(TASK BRIEF): Search the data below for the word "components" and copy each line that holds it.

--- DATA SHOWN ---

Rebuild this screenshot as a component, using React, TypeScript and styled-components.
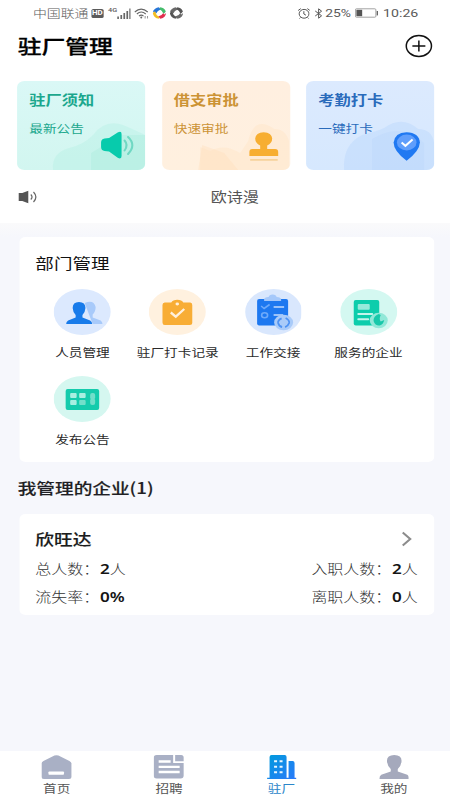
import React from "react";
import styled, { createGlobalStyle } from "styled-components";

const FRAME = 369;
const STRETCH = 450 / FRAME;

const GlobalStyle = createGlobalStyle`
  * { box-sizing: border-box; }
  body { margin: 0; overflow: hidden; background: #fff; }
`;

const Phone = styled.div`
  width: ${FRAME}px;
  height: 800px;
  transform: scaleX(${STRETCH});
  transform-origin: 0 0;
  display: flex;
  flex-direction: column;
  background: #fff;
  color: #222;
  font-family: "Noto Sans CJK SC", sans-serif;
  white-space: nowrap;
`;

const Svg = styled.svg`
  display: block;
  flex: none;
`;

/* Icons are drawn in stretched units, so their width is divided back. */
const Icon = ({ w, h, children, className }: { w: number; h: number; children: React.ReactNode; className?: string }) => (
  <Svg className={className} width={w / STRETCH} height={h} viewBox={`0 0 ${w} ${h}`} preserveAspectRatio="none" fill="none">
    {children}
  </Svg>
);

const StatusBar = styled.div`
  height: 26px;
  flex: none;
  display: flex;
  align-items: center;
  justify-content: space-between;
  padding: 0 26px 0 27px;
  font-size: 11.4px;
  line-height: 26px;
  color: #5a5a5a;
`;

const StatusGroup = styled.div`
  display: flex;
  align-items: center;
`;

const Carrier = styled.span`
  font-weight: 300;
  margin-right: 2px;
`;

const HdBadge = styled.span`
  width: 10.5px;
  height: 9px;
  border-radius: 1.5px;
  background: #5b5b5b;
  color: #fff;
  font: 700 6.5px/9px Roboto, sans-serif;
  text-align: center;
  margin-right: 3.5px;
`;

const NetType = styled.span`
  font: 500 6px/8px Roboto, sans-serif;
  width: 7px;
  margin-bottom: 7px;
`;

const StatusNum = styled.span<{ $left: number; $size: number }>`
  font-family: Roboto, sans-serif;
  font-size: ${(p) => p.$size}px;
  line-height: 14px;
  margin-left: ${(p) => p.$left}px;
`;

const Spaced = styled.div<{ $left: number }>`
  margin-left: ${(p) => p.$left}px;
`;

const Header = styled.header`
  height: 55px;
  flex: none;
  display: flex;
  justify-content: space-between;
  padding: 6px 14px 0 14.5px;
`;

const PageTitle = styled.h1`
  margin: 0;
  font-size: 19.5px;
  line-height: 27px;
  font-weight: 500;
  color: #000;
  -webkit-text-stroke: 0.3px #000;
`;

const AddSlot = styled.div`
  padding-top: 2px;
`;

const Shortcuts = styled.div`
  display: grid;
  grid-template-columns: repeat(3, 105px);
  justify-content: space-between;
  padding: 0 13px 0 14px;
`;

const ShortcutCard = styled.div<{ $bg: string; $ink: string }>`
  position: relative;
  height: 89px;
  padding: 8px 10px;
  border-radius: 6px;
  overflow: hidden;
  background: ${(p) => p.$bg};
  color: ${(p) => p.$ink};
`;

const CardArt = styled.div`
  position: absolute;
  inset: 0;
`;

const CardTitle = styled.div`
  position: relative;
  font-size: 13.3px;
  line-height: 21px;
  font-weight: 700;
`;

const CardNote = styled.div`
  position: relative;
  margin-top: 9px;
  font-size: 11.2px;
  line-height: 18px;
`;

const Notice = styled.div`
  height: 53px;
  flex: none;
  display: grid;
  grid-template-columns: 40px 1fr 40px;
  align-items: center;
  padding: 1px 0 0 15px;
  font-size: 13.2px;
  color: #555;
  text-align: center;
`;

const NoticeText = styled.span`
  padding-left: 1px;
  margin-top: -2px;
`;

const Body = styled.main`
  flex: 1;
  padding: 14px 13px 0 15.5px;
  background: linear-gradient(180deg, #fafafb 0, #f6f7fc 14px);
`;

const Panel = styled.section`
  height: 225px;
  padding: 14px 13.5px 0;
  border-radius: 5px;
  background: #fff;
`;

const PanelTitle = styled.h2`
  margin: 0;
  font-size: 15.2px;
  line-height: 23px;
  font-weight: 400;
  color: #111;
`;

const Menu = styled.div`
  display: grid;
  grid-template-columns: repeat(4, 78.2px);
  grid-auto-rows: 87px;
  padding-top: 15px;
  margin-left: -0.5px;
`;

const MenuItem = styled.div`
  display: flex;
  flex-direction: column;
  align-items: center;
  font-size: 11.2px;
  line-height: 18px;
  color: #2a2a2a;
`;

const MenuLabel = styled.span`
  margin-top: 8px;
`;

const SectionTitle = styled.h2`
  margin: 13px 0 15px -1px;
  font-size: 15.3px;
  line-height: 24px;
  font-weight: 500;
  color: #1f1f24;
  -webkit-text-stroke: 0.15px #1f1f24;
`;

const Company = styled.section`
  height: 101px;
  padding: 10px 13.5px 0 13.5px;
  border-radius: 5px;
  background: #fff;
`;

const CompanyHead = styled.div`
  display: flex;
  justify-content: space-between;
  align-items: center;
  height: 27px;
  margin-bottom: 2px;
  padding-right: 4.5px;
  font-size: 15.3px;
  font-weight: 500;
  color: #1c1c1c;
  -webkit-text-stroke: 0.15px #1c1c1c;
`;

const Chevron = styled(Icon)`
  margin-top: 3px;
`;

const StatRow = styled.div`
  display: flex;
  justify-content: space-between;
  height: 28px;
  line-height: 31px;
  font-size: 13.1px;
  font-weight: 300;
  color: #333;
`;

const Num = styled.b`
  font-family: "Noto Sans", sans-serif;
  font-weight: 600;
  font-size: 14px;
  line-height: 1;
  margin-left: 0.6px;
  color: #151515;
`;

const TabBar = styled.nav`
  height: 49px;
  flex: none;
  display: grid;
  grid-template-columns: repeat(4, 1fr);
  padding-left: 0.5px;
  background: #fff;
`;

const Tab = styled.div<{ $active?: boolean }>`
  display: flex;
  flex-direction: column;
  align-items: center;
  padding-top: 3px;
  font-size: 11.2px;
  line-height: 16px;
  color: ${(p) => (p.$active ? "#2b86c9" : "#555")};
`;

const Swirl = ({ colors }: { colors: string[] }) => (
  <Icon w={14} h={12}>
    <path d="M.4 4.600Q2 1 6.500.3L8.800 2.700Q5.500 3 4 6.200Z" fill={colors[0]} />
    <path d="M7.800.3Q12 .6 13.400 4.600L11.200 7Q10.300 4 7 2Z" fill={colors[1]} />
    <path d="M13.600 6Q13.400 10.500 8 11.700L5.600 9.500Q9.500 8.800 10.600 6.200L12 7.600Z" fill={colors[2]} />
    <path d="M6.800 11.800Q1 11.200.3 5.800L2.600 4.200Q3.400 8 6.800 10Z" fill={colors[3]} />
  </Icon>
);

const Status = () => (
  <StatusBar>
    <StatusGroup>
      <Carrier>中国联通</Carrier>
      <HdBadge>HD</HdBadge>
      <NetType>4G</NetType>
      <Icon w={14} h={11}>
        <path d="M1 8.500V11M4.200 7V11M7.200 5V11M10.200 3V11M13.100 .5V11" stroke="#666" strokeWidth="1.700" />
      </Icon>
      <Spaced $left={3}>
        <Icon w={15} h={11}>
          <path d="M.6 4Q7-1.900 13.600 4M2.700 6Q7.100 2.100 11.600 6M4.800 8.100Q7.100 6 9.400 8.100" stroke="#666" strokeWidth="1.100" />
          <circle cx="7.100" cy="9.600" r="1" fill="#666" />
          <path d="M11 8v2.500M13.400 8v2.500" stroke="#888" strokeWidth=".9" />
        </Icon>
      </Spaced>
      <Spaced $left={3}>
        <Swirl colors={["#2775d8", "#45bd6b", "#e22e4f", "#f2bd23"]} />
      </Spaced>
      <Spaced $left={2.5}>
        <Swirl colors={["#6a6a6a", "#555", "#6a6a6a", "#555"]} />
      </Spaced>
    </StatusGroup>
    <StatusGroup>
      <Icon w={13} h={11}>
        <ellipse cx="6.500" cy="5.800" rx="4.900" ry="4.400" stroke="#555" strokeWidth="1" />
        <path d="M6.300 3.200V6L8.400 7.200M.6 2.500 3.200.6M9.800.6l2.600 1.900M3 9.500l-1 1M10 9.500l1 1" stroke="#555" strokeWidth="1" />
      </Icon>
      <Spaced $left={3.5}>
        <Icon w={8} h={11}>
          <path d="M.6 3 7 7.800 4 10.200V.8l3 2.400L.6 8" stroke="#555" strokeWidth="1" />
        </Icon>
      </Spaced>
      <StatusNum $left={2.2} $size={11.4}>25%</StatusNum>
      <Spaced $left={3}>
        <Icon w={24} h={10}>
          <rect x=".5" y=".8" width="20.500" height="8.400" rx="1" stroke="#999" strokeWidth=".9" />
          <rect x="1.500" y="1.800" width="5.800" height="6.400" fill="#555" />
          <rect x="21.800" y="3" width="1.800" height="4.400" fill="#666" />
        </Icon>
      </Spaced>
      <StatusNum $left={3.7} $size={11.6}>10:26</StatusNum>
    </StatusGroup>
  </StatusBar>
);

const HornArt = () => (
  <Icon w={128} h={89}>
    <path d="M36 89Q34 72 52 67Q66 64 76 54Q88 38 106 44Q120 50 128 54V89Z" fill="#b5f0e3" opacity=".4" />
    <path d="M104 54H128V89H74V72Z" fill="#9fead8" opacity=".28" />
    <path d="M84 61.500Q84 58 87.500 57.500L92 57L101 51.200Q104.500 49.500 104.500 53V75Q104.500 78.500 101 77L92 70.500L87.500 70Q84 69.500 84 66Z" fill="#07cbac" />
    <path d="M107.500 59.500Q111.500 64 107.500 69.500M111 56Q119.500 64 111 73" stroke="#70d8c3" strokeWidth="2.100" strokeLinecap="round" />
  </Icon>
);

const StampArt = () => (
  <Icon w={128} h={89}>
    <path d="M38 89V66L48 70Q62 62 78 72L86 60Q92 34 112 48Q126 48 128 66V89Z" fill="#ffe3c2" opacity=".4" />
    <path d="M36 89L40 64 62 72 76 89Z" fill="#ffd9b3" opacity=".3" />
    <path d="M98 68V64.500Q93 62 93 57.500Q93.500 51.500 101.500 51.200Q109.500 51.500 110 57.500Q110 62 105 64.500V68H113Q116 68 116 71V75H87.200V71Q87.200 68 90 68Z" fill="#f7ae31" />
    <path d="M88 78.800H115.500" stroke="#f6d29b" strokeWidth="1.800" />
  </Icon>
);

const PinArt = () => (
  <Icon w={128} h={89}>
    <path d="M38 89Q36 64 56 54Q72 50 78 47Q96 34 112 48Q126 48 128 62V89Z" fill="#bbd7fd" opacity=".45" />
    <path d="M66 89V58Q96 40 118 62V89Z" fill="#adcefb" opacity=".2" />
    <path d="M100.500 79.800Q87.500 70 87.500 61.500Q88.500 51.700 100.500 51.200Q113 51.700 113.800 61.500Q113.500 70 100.500 79.800Z" fill="#2079f2" />
    <ellipse cx="100.600" cy="61.500" rx="9.800" ry="7.900" fill="#609efb" />
    <path d="M95.500 61.500L99.300 64.800 106.500 58.500" stroke="#fff" strokeWidth="2" />
  </Icon>
);

const Disc = ({ color, children }: { color: string; children: React.ReactNode }) => (
  <Icon w={57} h={46}>
    <ellipse cx="28.500" cy="23" rx="28.500" ry="23" fill={color} />
    {children}
  </Icon>
);

const menu = [
  {
    label: "人员管理",
    icon: (
      <Disc color="#dce9fe">
        <path d="M31 14Q40 10 42 18Q42 23 39 25.500V28.500L47 31.500Q49 33 48.800 35H39Z" fill="#a8cafa" />
        <path d="M25.300 13Q31.800 13 31.800 19Q31.500 23.500 28.800 26V28.500L36.500 31.500Q38.500 32.500 38.500 35H12.500Q12.500 32.500 14.500 31.500L22 28.500V26Q19.300 23.500 19 19Q19 13 25.300 13Z" fill="#187bea" />
      </Disc>
    ),
  },
  {
    label: "驻厂打卡记录",
    icon: (
      <Disc color="#fff1df">
        <path d="M16 13.500H22.500Q24 11 28.500 10.800Q33 11 34.500 13.500H41.500Q43.500 13.500 43.500 16V33.500Q43.500 36 41 36H16Q13.700 36 13.700 33.500V16Q13.700 13.500 16 13.500Z" fill="#f8ad35" />
        <ellipse cx="28.500" cy="15" rx="1.800" ry="1.400" fill="#fff0dc" />
        <path d="M22 23.500L27 27.700 35.500 20" stroke="#fff0dc" strokeWidth="2.300" />
      </Disc>
    ),
  },
  {
    label: "工作交接",
    icon: (
      <Disc color="#d9e7fd">
        <rect x="12" y="10" width="31" height="26.500" rx="2" fill="#1d78f0" />
        <path d="M19 12V10.500Q19 8 23.500 8Q24 5.500 27.500 5.500T31.500 8Q36 8 36 10.500V12Z" fill="#a5c8fa" />
        <path d="M16 17L19 19.500 24.500 15.500" stroke="#6eaafa" strokeWidth="1.600" />
        <ellipse cx="19.500" cy="26.300" rx="3" ry="2.500" stroke="#6eaafa" strokeWidth="1.600" />
        <path d="M28.500 18H39M28.500 26H38" stroke="#c3dafb" strokeWidth="1.600" />
        <ellipse cx="38.500" cy="33.500" rx="9.500" ry="7.800" fill="#a9cbf9" />
        <path d="M36.500 29.300Q32.500 31 33 34Q34 37.500 37 38M40.500 29Q44.500 31 44 34Q43 37 40 38.200" stroke="#4f93f3" strokeWidth="1.800" />
      </Disc>
    ),
  },
  {
    label: "服务的企业",
    icon: (
      <Disc color="#d4f8f1">
        <rect x="13.500" y="11" width="25.500" height="25.500" rx="2" fill="#0dcdac" />
        <rect x="17.500" y="15" width="12" height="5.800" rx="1" fill="#97eadb" />
        <path d="M18 25H32M18 30.300H28" stroke="#c4f5ec" strokeWidth="1.900" strokeLinecap="round" />
        <ellipse cx="38.500" cy="31.500" rx="9" ry="7.800" fill="#91e8d8" />
        <path d="M38.500 25Q33 27 33.300 32Q35 37 39.500 36.500Q43 35.500 44 31L40.500 32.500Q38.500 30 40.500 26Z" fill="#18c8aa" />
      </Disc>
    ),
  },
  {
    label: "发布公告",
    icon: (
      <Disc color="#d5f7f0">
        <rect x="12" y="13" width="33.500" height="21" rx="2" fill="#15cbac" />
        <rect x="16.500" y="17" width="6.500" height="5" rx="1" fill="#a8efe1" />
        <rect x="25.500" y="17" width="6.500" height="5" rx="1" fill="#a8efe1" />
        <rect x="16.500" y="24" width="6.500" height="5" rx="1" fill="#a8efe1" />
        <rect x="25.500" y="24" width="6.500" height="5" rx="1" fill="#72dfca" />
        <rect x="36.500" y="17" width="5" height="6.500" rx="2" fill="#72dfca" />
        <rect x="36.500" y="22.500" width="5" height="6.500" rx="2" fill="#72dfca" />
      </Disc>
    ),
  },
];

const shortcuts = [
  { title: "驻厂须知", note: "最新公告", bg: "linear-gradient(180deg,#daf8f6,#d2f6f0)", ink: "#1ba78d", art: <HornArt /> },
  { title: "借支审批", note: "快速审批", bg: "linear-gradient(180deg,#ffefe0,#fff0df)", ink: "#cc9335", art: <StampArt /> },
  { title: "考勤打卡", note: "一键打卡", bg: "linear-gradient(180deg,#dceafe,#d6e8fe)", ink: "#2a6bbb", art: <PinArt /> },
];

const tabs = [
  {
    label: "首页",
    icon: (
      <Icon w={30} h={26}>
        <path d="M0 9.500Q0 8 2 7L13 1.600Q15 .8 17 1.600L28 7Q30 8 30 9.500V22.500Q30 25 27.500 25H2.500Q0 25 0 22.500Z" fill="#a9b0c5" />
        <rect x="7" y="17.500" width="15.500" height="3.300" rx=".8" fill="#fff" />
      </Icon>
    ),
  },
  {
    label: "招聘",
    icon: (
      <Icon w={30} h={26}>
        <path d="M3 1H19.500V9H30V21.500Q30 24.500 27 24.500H3Q0 24.500 0 21.500V4Q0 1 3 1ZM21.500 1H27.500Q30 1 30 3.500V7.300H21.500Z" fill="#a9b0c5" />
        <path d="M5 7.500H17M5 12.800H26M5 18H26" stroke="#fff" strokeWidth="2.300" />
      </Icon>
    ),
  },
  {
    label: "驻厂",
    active: true,
    icon: (
      <Icon w={30} h={26}>
        <defs>
          <linearGradient id="tower" x1="0" y1="0" x2="1" y2="1">
            <stop stopColor="#009bdc" />
            <stop offset="1" stopColor="#2b79fa" />
          </linearGradient>
        </defs>
        <path d="M0 23.700H2.500V3Q2.500 1 4.500 1H17.500Q19.500 1 19.500 3V23.700H21.500V7H25.500Q27.500 7 27.500 9V23.700H29.500V25H0Z" fill="url(#tower)" />
        <path d="M7 7.200H10M12.500 7.200H15.500M7 12.800H10M12.500 12.800H15.500M7 18.200H10M12.500 18.200H15.500" stroke="#e8f6ff" strokeWidth="2.100" />
      </Icon>
    ),
  },
  {
    label: "我的",
    icon: (
      <Icon w={30} h={26}>
        <path d="M15 1Q22.500 1.200 22.300 7Q22 12 18.500 15V17.500L28 20.800Q30 22 30 25H0Q0 22 2 20.800L11.500 17.500V15Q8 12 7.700 7Q7.500 1.200 15 1Z" fill="#a5a9bc" />
      </Icon>
    ),
  },
];

const App = () => (
  <>
    <GlobalStyle />
    <Phone>
      <Status />
      <Header>
        <PageTitle>驻厂管理</PageTitle>
        <AddSlot>
          <Icon w={28} h={24}>
            <ellipse cx="14" cy="12" rx="12.600" ry="10.400" stroke="#111" strokeWidth="1.500" />
            <path d="M14 6.500V17.500M7.500 12H20.500" stroke="#111" strokeWidth="1.500" />
          </Icon>
        </AddSlot>
      </Header>
      <Shortcuts>
        {shortcuts.map((s) => (
          <ShortcutCard key={s.title} $bg={s.bg} $ink={s.ink}>
            <CardArt>{s.art}</CardArt>
            <CardTitle>{s.title}</CardTitle>
            <CardNote>{s.note}</CardNote>
          </ShortcutCard>
        ))}
      </Shortcuts>
      <Notice>
        <Icon w={20} h={14}>
          <path d="M.3 3H4L10 .8V13.200L4 11H.3Z" fill="#555" />
          <path d="M12.500 4.500Q15 7 12.500 9.500M15.200 2Q20 7 15.200 12" stroke="#666" strokeWidth="1.200" />
        </Icon>
        <NoticeText>欧诗漫</NoticeText>
      </Notice>
      <Body>
        <Panel>
          <PanelTitle>部门管理</PanelTitle>
          <Menu>
            {menu.map((m) => (
              <MenuItem key={m.label}>
                {m.icon}
                <MenuLabel>{m.label}</MenuLabel>
              </MenuItem>
            ))}
          </Menu>
        </Panel>
        <SectionTitle>我管理的企业(1)</SectionTitle>
        <Company>
          <CompanyHead>
            欣旺达
            <Chevron w={11} h={16}>
              <path d="M1.500 1.500L9 8 1.500 14.500" stroke="#8c8c8c" strokeWidth="2.100" />
            </Chevron>
          </CompanyHead>
          <StatRow>
            <span>总人数：<Num>2</Num>人</span>
            <span>入职人数：<Num>2</Num>人</span>
          </StatRow>
          <StatRow>
            <span>流失率：<Num>0%</Num></span>
            <span>离职人数：<Num>0</Num>人</span>
          </StatRow>
        </Company>
      </Body>
      <TabBar>
        {tabs.map((t) => (
          <Tab key={t.label} $active={t.active}>
            {t.icon}
            {t.label}
          </Tab>
        ))}
      </TabBar>
    </Phone>
  </>
);

export default App;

---

(SOLUTION):
Rebuild this screenshot as a component, using React, TypeScript and styled-components.
import styled, { createGlobalStyle } from "styled-components";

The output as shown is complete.